The government, which owns Anglo, could imaginably make policy which would have a great effect on people's expectations of repayment, and thus on the value of the bonds. They could make belligerent sounds about burning the bondholders, greatly reduce the value of the bonds, and buy them up at a massive discount.

That is market manipulation.

As well as being illegal, it would have a huge negative impact on our reputation. Further, those who sold the bonds at a discount might have a good case for compensation in the courts.


----------



## Sunny (3 Nov 2011)

Padraigb said:


> The government, which owns Anglo, could imaginably make policy which would have a great effect on people's expectations of repayment, and thus on the value of the bonds. They could make belligerent sounds about burning the bondholders, greatly reduce the value of the bonds, and buy them up at a massive discount.
> 
> That is market manipulation.
> 
> As well as being illegal, it would have a huge negative impact on our reputation. Further, those who sold the bonds at a discount might have a good case for compensation in the courts.


 
Very true but not really relevant here. Anglo is bust. The Government isn't making that up. Only reason the bonds were trading at decent values was that the market didn't think the Government would allow a default. And despite people rushing to blame FF for everything, it was FG and Labour whose pre-election mutterings drove down the price of these bonds and allowed pure speculators purchase them gambling that the Government would not allow a default despite what they said. So Enda Kenny and Co need to remember that next time they decide to open their mouths.


----------



## Firefly (3 Nov 2011)

I think we'd only get away with this once. Once the new "buyer" in the market is identified, that being the Irish Government, I reckon the cost of these bonds would rise...


----------



## lyonsie (3 Nov 2011)

If the buyer of the bonds could be identified as the Irish Government/ECB/IMF why can't the owners of the bonds be identified now, they are saying that they have been sold many times and handlers won't say who the client is, why don't the Government/EMF/IMF use handlers as well. It seems that there is one rule for the tax payer and another for the private investor stating " the rule is that there are no rules "  with the exception of the USA.


----------



## Padraigb (3 Nov 2011)

lyonsie said:


> If the buyer of the bonds could be identified as the Irish Government/ECB/IMF why can't the owners of the bonds be identified now ...

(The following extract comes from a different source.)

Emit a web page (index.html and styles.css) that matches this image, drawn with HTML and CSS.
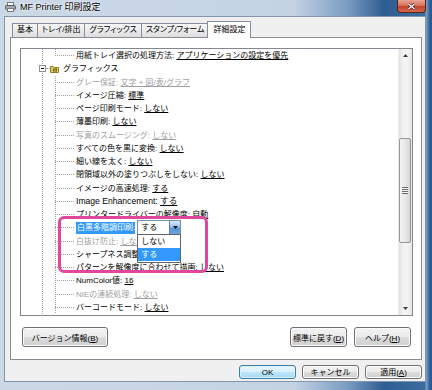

What difference would it make if the bondholders' identities were known? Would it become a matter of paying debts to persons of whom we approve (e.g. an Irish pension fund), and telling the rest to go whistle?


----------



## lyonsie (3 Nov 2011)

The identity of the beneficiary of the bond holders is important for transparency. It was the stated position of this Government that this type of bond holder would be burned, the original holders sold the bonds at a loss to investors who took a punt that the Government would renegue on this promise, or had they inside information ? And no we should pay our debts but we need to get the best deal possible for the citizen.


----------



## Chris (3 Nov 2011)

Firefly said:


> I think we'd only get away with this once. Once the new "buyer" in the market is identified, that being the Irish Government, I reckon the cost of these bonds would rise...



Absolutely right, but you wouldn't even need to identify the new buyer. Any purchasing of bonds on the open market would increase the demand and thereby increase the price. You might be able to buy some of the bonds at a discount, but the more you would buy the more the price would go up, thereby voiding the intention of the exercise. 
It is not a case that the government could have gone out there and just bought the whole lot for a discount.


----------



## Padraigb (3 Nov 2011)

lyonsie said:


> The identity of the beneficiary of the bond holders is important for transparency....



Does it make one whit of difference, other than satisfying a somewhat prurient curiosity, whether we know the identities of the bondholders or not?

I'm all for transparency, but only where it is meaningful. If we seek to make everything transparent just because somebody shouts out the word, then reasonable rights to privacy are put at risk. Should the work of the Revenue Commissioners be transparent to the extent that you can see my tax returns? Should banking be transparent so that you can satisfy your curiosity about how much I might happen to own or to owe?


----------



## Firefly (3 Nov 2011)

The horse has left....we repaid the bond so this sends out the message that future bonds will also be repaid...I imagine their prices rose instantly...


----------